Het Amerikaanse Nike-concern produceert en distribueert sportkleding, sportschoenen en aanverwante artikelen. Neon behoort tot dit concern en is verantwoordelijk voor de distributie van de Nikeproducten in de EER.
2.2.
Action Sport exploiteert een sportartikelenwinkel aan de Via del Cavaliere 170 in Bagheria, op Sicilië (Italië). Action Sport bestelde bij Neon Nikeproducten voor de verkoop in haar winkel vanaf 2001 totdat door Neon de handelsrelatie met Action Sport (hierna: de raamovereenkomst) is verbroken. Bestellingen werden de laatste jaren voor 2017 geplaatst via een webbased platform waartoe Action Sport toegang had met behulp van door Neon aan haar verstrekte loginadressen. Bestellingen werden gedaan door het plaatsen van een “purchase order” die door Neon al dan niet werd geaccepteerd door middel van een “order acknowledgement”. Bij iedere order acknowledgement werden de Standard Conditions of Sale van Neon (hierna de Algemene voorwaarden) meegestuurd.
2.3.
De Algemene voorwaarden houden onder meer en voor zover van belang in:
“[...]
[…]
[..]
[…]
[…]”
2.4.
Nike’s Selective Retailer Distribution Policy (hierna: de Policy) versie 2013 houdt onder meer en voor zover van belang in:
“[…]
[…]
[…]
[…]
[…]
[…]”
2.5.
Action Sport heeft gedurende enkele jaren Nikeproducten on-line aangeboden via een Amazon-entiteit. Amazon (en de tot haar concern behorende entiteiten) is (zijn) geen door Neon geautoriseerde verkoper(s) van Nikeproducten. Inmiddels verkoopt Nike USA op de Amerikaanse markt online rechtstreeks op/via een andere Amazon-entiteit.
2.6.
Neon heeft onder meer Zalando, Le Redoute en Otto als geautoriseerde verkopers aangewezen. Via die zogenoemde e-tailers kunnen ook andere geautoriseerde retailers van Neon Nikeproducten online aanbieden.
2.7.
Neon heeft Action Sport in verschillende e-mails en brieven erop gewezen dat de verkoop via niet-geautoriseerde platforms in strijd is met de Policy en Action Sport verzocht die verkoop te staken. Bij brief van 7 oktober 2015 heeft Neon Action Sport voor zover van belang geschreven, (in de (onbetwiste) Engelse vertaling):
“[…]
[…]”
2.8.
Bij brief van 16 december 2015 heeft Neon aan Action Sport geschreven (in de (onbetwiste) Engelse vertaling):
“[…]
[…]”
2.9.
Neon heeft vervolgens aan Action Sport de toegang tot het webplatform ontzegd, zodat Action Sport niet langer bestellingen bij Neon kon plaatsen.
2.10.
Bij dagvaarding van 18 januari 2016 heeft Action Sport Neon gedagvaard in kort geding voor de rechtbank in Termini Imerese (regio Palermo, Sicilië, Italië). In dat geding heeft Neon een bevoegdheidsverweer opgeworpen.
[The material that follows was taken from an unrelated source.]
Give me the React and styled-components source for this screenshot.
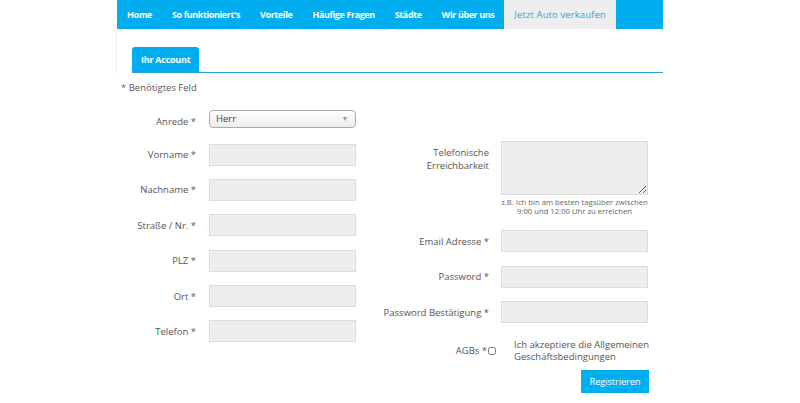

Bij beslissing van 7 juni 2016 heeft die rechtbank zich onbevoegd verklaard van de vordering kennis te nemen, omdat -kort gezegd- partijen een rechtsgeldige forumkeuze voor de rechtbank Amsterdam hebben gemaakt.

3.Beoordeling

3.1
Neon heeft, kort samengevat, (in conventie) verklaringen voor recht gevraagd, daarop neerkomende dat zij de raamovereenkomst rechtmatig heeft ontbonden en dat Action Sport geen recht heeft op schadevergoeding wegens die ontbinding of anderszins wegens de beëindiging van de handelsrelatie.
Action Sport heeft (in reconventie), eveneens kort samengevat, vijf verklaringen voor recht gevraagd, een gebod tot nakoming van de raamovereenkomst dan wel toelating van Action Sport tot het bestelsysteem, op straffe van een dwangsom, en een veroordeling tot betaling van een vergoeding van € 61.785,85 en verdere schade, op te maken bij staat.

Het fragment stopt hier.